Earlier this week, Health Secretary Matt Hancock said that the suggestion the care sector was “let down” by the government was “unfair”.

This view is not shared by Martin Green, chief executive of charity Care England, who told the Financial Times that “it was a mistake not to prioritise care homes from the start. We knew the 430,000 people in care homes included some of the most vulnerable people.”

Allowing so many care home residents to die amounts to nothing less than “culpable neglect”, says an editorial in The Guardian.

“Given the disproportionate impact of Covid-19 on the elderly, it was surely legitimate to expect a new focus and grip from Westminster as the virus took hold,” the newspaper argues. “Instead, care homes continue to lack basic essentials as the disease sweeps through a vulnerable elderly population of 410,000.”

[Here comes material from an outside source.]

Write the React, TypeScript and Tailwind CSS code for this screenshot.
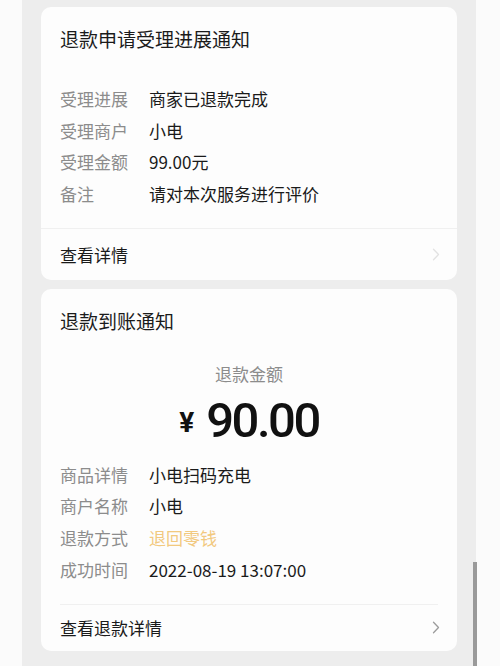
const font = "font-['PingFang_SC','Noto_Sans_CJK_SC',sans-serif]"

interface Row {
  label: string
  value: string
  accent?: boolean
}

const progressRows: Row[] = [
  { label: '受理进展', value: '商家已退款完成' },
  { label: '受理商户', value: '小电' },
  { label: '受理金额', value: '99.00元' },
  { label: '备注', value: '请对本次服务进行评价' },
]

const refundRows: Row[] = [
  { label: '商品详情', value: '小电扫码充电' },
  { label: '商户名称', value: '小电' },
  { label: '退款方式', value: '退回零钱', accent: true },
  { label: '成功时间', value: '2022-08-19 13:07:00' },
]

function Chevron({ color }: { color: string }) {
  return (
    <svg width="8" height="13" viewBox="0 0 8 13" fill="none" className={color}>
      <path d="M1.5 1.2 L6.5 6.5 L1.5 11.8" stroke="currentColor" strokeWidth="1.3" strokeLinecap="round" strokeLinejoin="round" />
    </svg>
  )
}

function InfoRows({ rows }: { rows: Row[] }) {
  return (
    <div className="flex flex-col">
      {rows.map((r) => (
        <div key={r.label} className="flex h-[31.7px] items-center text-[17px] leading-[31.7px]">
          <span className="w-[89px] shrink-0 text-[#8c8c8c]">{r.label}</span>
          <span className={r.accent ? 'text-[#f2c97f]' : 'text-[#1a1a1a]'}>{r.value}</span>
        </div>
      ))}
    </div>
  )
}

export default function App() {
  return (
    <div className={`relative h-[666px] w-[500px] overflow-hidden bg-[#fbfbfb] ${font}`}>
      <div className="ml-[22px] flex h-full w-[454px] flex-col gap-[9px] bg-[#ededed] px-[19px] pt-[7px]">
        {/* 受理进展 */}
        <div className="rounded-[10px] bg-[#fdfdfd]">
          <div className="px-[19px] pb-[18px] pt-[18px]">
            <div className="text-[19px] leading-[28px] text-[#1b1b1b]">退款申请受理进展通知</div>
            <div className="mt-[30px]">
              <InfoRows rows={progressRows} />
            </div>
          </div>
          <div className="h-px bg-[#f0f0f0]" />
          <div className="flex h-[51px] items-center justify-between pl-[19px] pr-[17px]">
            <span className="text-[17px] text-[#1a1a1a]">查看详情</span>
            <Chevron color="text-[#e2e2e2]" />
          </div>
        </div>

        {/* 退款到账 */}
        <div className="rounded-[10px] bg-[#fdfdfd]">
          <div className="px-[19px] pb-[18px] pt-[18px]">
            <div className="text-[19px] leading-[28px] text-[#1b1b1b]">退款到账通知</div>
            <div className="mt-[25px] text-center text-[17px] leading-[28px] text-[#8c8c8c]">退款金额</div>
            <div className="mt-[5px] flex h-[56px] items-center justify-center">
              <span className="mr-[12px] mt-[4px] font-['Roboto',sans-serif] text-[28px] font-bold text-[#111]">¥</span>
              <span className="font-['Roboto',sans-serif] text-[49px] font-medium leading-none tracking-[-2.5px] text-[#111]">
                90.00
              </span>
            </div>
            <div className="mt-[10px]">
              <InfoRows rows={refundRows} />
            </div>
          </div>
          <div className="mx-[19px] h-px bg-[#f0f0f0]" />
          <div className="flex h-[46px] items-center justify-between pl-[19px] pr-[17px]">
            <span className="text-[17px] text-[#1a1a1a]">查看退款详情</span>
            <Chevron color="text-[#9c9c9c]" />
          </div>
        </div>
      </div>

      {/* scrollbar */}
      <div className="absolute left-[473px] top-[562px] h-[104px] w-[4px] bg-[#9a9a9a]" />
    </div>
  )
}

The Financial Times agrees, saying that the “frail residents of the country’s 11,300 care homes have emerged as the hidden victims of an overwhelmed, underprepared system plagued by shifting guidelines that some experts fear have had lethal consequences”.

According to The Times’ columnist Philip Collins, “this scandal has been a long time coming, which makes it all the worse… Social care, which is buried away in local government rather than in the sanctuary of the NHS, suffered the brunt of austerity.”

“The Conservative Party has wasted a lot of time on a lot of nonsense, especially since 2015,” he concludes. “It cannot escape censure for what is happening now.”